Requirement =
Write out each line that follows exactly as it stands, without the pictures.

* * *

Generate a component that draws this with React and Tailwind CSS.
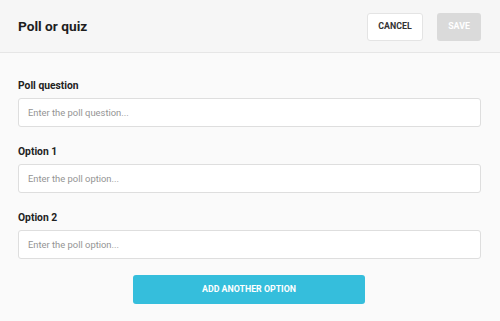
export default function App() {
  const font = { fontFamily: "Roboto, 'Liberation Sans', sans-serif" };
  const Field = ({ label, placeholder }) => (
    <div className="flex flex-col">
      <label className="text-[10.3px] font-bold text-[#222] leading-[16px] h-[16px] mb-[4px]">{label}</label>
      <input
        className="h-[29px] w-full rounded-[3px] border border-[#dedede] bg-white px-[9px] text-[9.4px] text-[#333] placeholder:text-[#949494] outline-none"
        placeholder={placeholder}
      />
    </div>
  );
  return (
    <div className="w-[500px] h-[321px] bg-[#fafafa] flex flex-col overflow-hidden" style={font}>
      <div className="h-[53px] shrink-0 bg-[#f6f6f6] border-b border-[#e6e6e6] flex items-center justify-between pl-[18px] pr-[19px]">
        <h1 className="text-[13.7px] font-bold text-[#1e1e1e]">Poll or quiz</h1>
        <div className="flex items-center gap-[14px] pt-[1px]">
          <button className="h-[28px] w-[56px] bg-white border border-[#e4e4e4] rounded-[3px] text-[8.8px] font-bold text-[#333]">CANCEL</button>
          <button className="h-[28px] w-[44px] bg-[#dadada] rounded-[3px] text-[8.8px] font-bold text-white">SAVE</button>
        </div>
      </div>
      <div className="flex flex-col pl-[18px] pr-[19px] pt-[25px] gap-[17px]">
        <Field label="Poll question" placeholder="Enter the poll question..." />
        <Field label="Option 1" placeholder="Enter the poll option..." />
        <Field label="Option 2" placeholder="Enter the poll option..." />
      </div>
      <div className="flex justify-center pt-[16px]">
        <button className="ml-[-2px] h-[29px] w-[232px] rounded-[3px] bg-[#35bedc] text-white text-[8.8px] font-bold">ADD ANOTHER OPTION</button>
      </div>
    </div>
  );
}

* * *

Response =
Generate a component that draws this with React and Tailwind CSS.
export default function App() {
  const font = { fontFamily: "Roboto, 'Liberation Sans', sans-serif" };
  const Field = ({ label, placeholder }) => (
    <div className="flex flex-col">
      <label className="text-[10.3px] font-bold text-[#222] leading-[16px] h-[16px] mb-[4px]">{label}</label>
      <input
        className="h-[29px] w-full rounded-[3px] border border-[#dedede] bg-white px-[9px] text-[9.4px] text-[#333] placeholder:text-[#949494] outline-none"
        placeholder={placeholder}
      />
    </div>
  );
  return (
    <div className="w-[500px] h-[321px] bg-[#fafafa] flex flex-col overflow-hidden" style={font}>
      <div className="h-[53px] shrink-0 bg-[#f6f6f6] border-b border-[#e6e6e6] flex items-center justify-between pl-[18px] pr-[19px]">
        <h1 className="text-[13.7px] font-bold text-[#1e1e1e]">Poll or quiz</h1>
        <div className="flex items-center gap-[14px] pt-[1px]">
          <button className="h-[28px] w-[56px] bg-white border border-[#e4e4e4] rounded-[3px] text-[8.8px] font-bold text-[#333]">CANCEL</button>
          <button className="h-[28px] w-[44px] bg-[#dadada] rounded-[3px] text-[8.8px] font-bold text-white">SAVE</button>
        </div>
      </div>
      <div className="flex flex-col pl-[18px] pr-[19px] pt-[25px] gap-[17px]">
        <Field label="Poll question" placeholder="Enter the poll question..." />
        <Field label="Option 1" placeholder="Enter the poll option..." />
        <Field label="Option 2" placeholder="Enter the poll option..." />
      </div>
      <div className="flex justify-center pt-[16px]">
        <button className="ml-[-2px] h-[29px] w-[232px] rounded-[3px] bg-[#35bedc] text-white text-[8.8px] font-bold">ADD ANOTHER OPTION</button>
      </div>
    </div>
  );
}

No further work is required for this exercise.